If the gap between training and validation is large, the model is managing to fit the data, but doesn’t generalise well. Often the difference reduces with more data, as is the case here, and this is an indication that more data is needed to improve the model performance, and reduce the overfit.

Conclusion

With this benchmarking example, half a day of work allowed the team at Vortexa to reduce the workload on market analysts by 90%.

Through this article you have learned how to approach a practical machine learning problem, and how to measure its performance and interpret how to improve it.
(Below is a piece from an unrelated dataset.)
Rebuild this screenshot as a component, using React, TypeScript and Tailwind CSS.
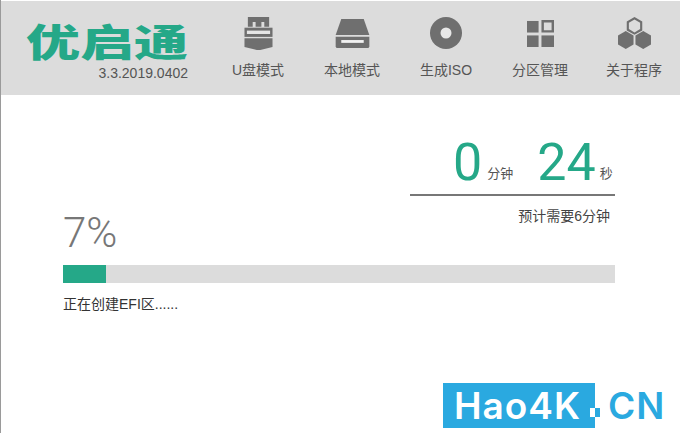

In this journey we used a few specific tools:

N-grams and TF-IDF to extract simple information from text,
SVD for dimensionality reduction,
Random Forest as a classifier,
Gridsearch and pipelines to tune our model,
Learning curves to understand whether to improve the model or get more data

For Vortexa, the next step here is to increase the supervised set through labelling more of our raw data. This will be prioritised to focus where the business needs higher performance, and where the classifier makes the most meaningful mistakes. In parallel, we have also improved our results with other features, outside the scope of this post.

If that solution proves valuable, it may need to be wrapped into a bit more engineering to be automated, and deployed in a scalable way throughout the organisation. This is the topic of an upcoming blog post. However, this should by no means prevent you from improving and automating your work and that of your close colleagues:both for proof of concept and immediate impact.